In connection with the power of the General Assembly to exempt personal property from taxation, the parties are referred to the case of the State, ex rel. Struble, v. Davis et al., Tax Commission, 132 Oh St 555, 8 O. O. 552, wherein the first two sections of the syllabus read as follows:

“1. Sec. 2 of Art. XII of the state Constitution requires only lands and improvements thereon to be taxed by uniform rule according to value. By reason of the removal of previous constitutional limitations and restrictions, the power of the General Assembly to determine the subjects and methods of taxation and exemption of personal property therefrom is limited only by Art. I of the Constitution of the state.
*461“2. In the matter of classification of property for taxation purposes, broad power is conferred upon the Legislature. Its action in that regard will not be set aside by the courts unless the classification attempted results in such discrimination against members of the same class as to deny them the equal protection of the law.”

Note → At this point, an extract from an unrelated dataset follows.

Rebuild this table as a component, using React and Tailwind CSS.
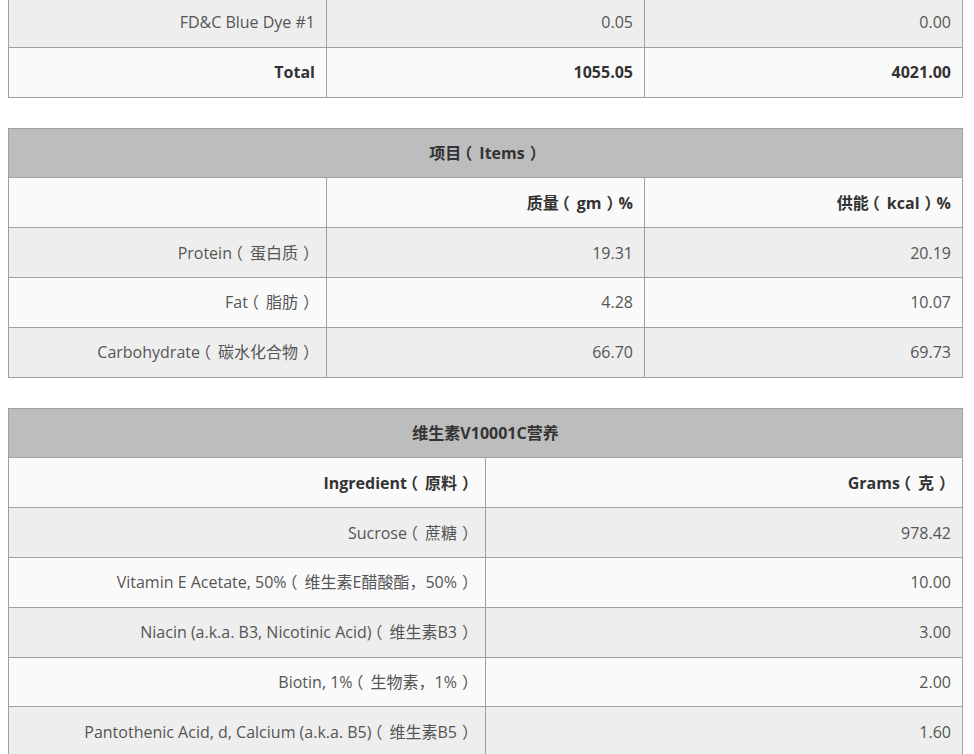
import React from 'react';

const font = { fontFamily: '"Open Sans", "Noto Sans CJK SC", sans-serif' };

// full-width parens sit off-centre in Noto CJK; use the half-width form and space it out
function Text({ children }) {
  if (typeof children !== 'string') return children;
  const parts = children.split(/([（）])/);
  return parts.map((p, i) => {
    if (p === '（')
      return (
        <span key={i} className="ml-[3px] mr-[7px] [font-feature-settings:'halt']">
          （
        </span>
      );
    if (p === '）')
      return (
        <span key={i} className="ml-[5px] mr-[4px] [font-feature-settings:'halt']">
          ）
        </span>
      );
    return p;
  });
}

function Cell({ children, bold }) {
  return (
    <td
      className={`h-[49.8px] border border-[#a0a0a0] px-[11px] py-0 text-right align-middle text-[16px] leading-[22px] ${
        bold ? 'font-bold text-[#333]' : 'text-[#555]'
      }`}
    >
      <Text>{children}</Text>
    </td>
  );
}

function Row({ cells, odd, bold }) {
  return (
    <tr className={odd ? 'bg-[#eeeeee]' : 'bg-[#fafafa]'}>
      {cells.map((c, i) => (
        <Cell key={i} bold={bold}>
          {c}
        </Cell>
      ))}
    </tr>
  );
}

function Title({ span, children }) {
  return (
    <tr className="bg-[#bdbdbd]">
      <td
        colSpan={span}
        className="h-[49.8px] border border-[#a0a0a0] text-center align-middle text-[16px] font-bold text-[#333]"
      >
        <Text>{children}</Text>
      </td>
    </tr>
  );
}

const macros = [
  ['Protein（蛋白质）', '19.31', '20.19'],
  ['Fat（脂肪）', '4.28', '10.07'],
  ['Carbohydrate（碳水化合物）', '66.70', '69.73'],
];

const vitamins = [
  ['Sucrose（蔗糖）', '978.42'],
  ['Vitamin E Acetate, 50%（维生素E醋酸酯，50%）', '10.00'],
  ['Niacin (a.k.a. B3, Nicotinic Acid)（维生素B3）', '3.00'],
  ['Biotin, 1%（生物素，1%）', '2.00'],
  ['Pantothenic Acid, d, Calcium (a.k.a. B5)（维生素B5）', '1.60'],
];

export default function App() {
  return (
    <div className="h-[754px] overflow-hidden bg-white pl-[8px]" style={font}>
      {/* tail of the previous table */}
      <table className="-mt-[3px] w-[955px] table-fixed border-collapse">
        <tbody>
          <Row cells={['FD&C Blue Dye #1', '0.05', '0.00']} odd />
          <Row cells={['Total', '1055.05', '4021.00']} bold />
        </tbody>
      </table>

      <table className="mt-[30px] w-[955px] table-fixed border-collapse">
        <tbody>
          <Title span={3}>项目（Items）</Title>
          <Row cells={['', '质量（gm）%', '供能（kcal）%']} bold />
          {macros.map((r, i) => (
            <Row key={r[0]} cells={r} odd={i % 2 === 0} />
          ))}
        </tbody>
      </table>

      <table className="mt-[30px] w-[955px] table-fixed border-collapse">
        <tbody>
          <Title span={2}>维生素V10001C营养</Title>
          <Row cells={['Ingredient（原料）', 'Grams（克）']} bold />
          {vitamins.map((r, i) => (
            <Row key={r[0]} cells={r} odd={i % 2 === 0} />
          ))}
        </tbody>
      </table>
    </div>
  );
}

It thus appears clear to us that the deposits involved in this case come squarely within the provisions of §5709.04 R. C., which section reads as follows:

“Money, credits, investments, deposits, and other intangible property belonging, either legally or beneficially, to corporations, trust (s), associations, funds, foundations, or community chests, organized and operated exclusively for religious, charitable, scientific, literary, health, hospital, educational, or public purposes, exclusively for the prevention of cruelty to children or animals, or exclusively for contributing financial support to any such purposes, no part of the net earnings of which inures to the benefit of any private shareholder or individual, and no substantial part of the activities of which is carrying on propaganda or otherwise attempting to influence legislation, shall not be subject to taxation.”

It is noted that this section of the Revised Code goes much farther than merely exempting these deposits from taxation in that said section provides that such deposits “shall not be subject to taxation.”

The final order of the tax commissioner is, therefore, reversed and it is our finding and order that the deposits involved in this case are not subject to taxation.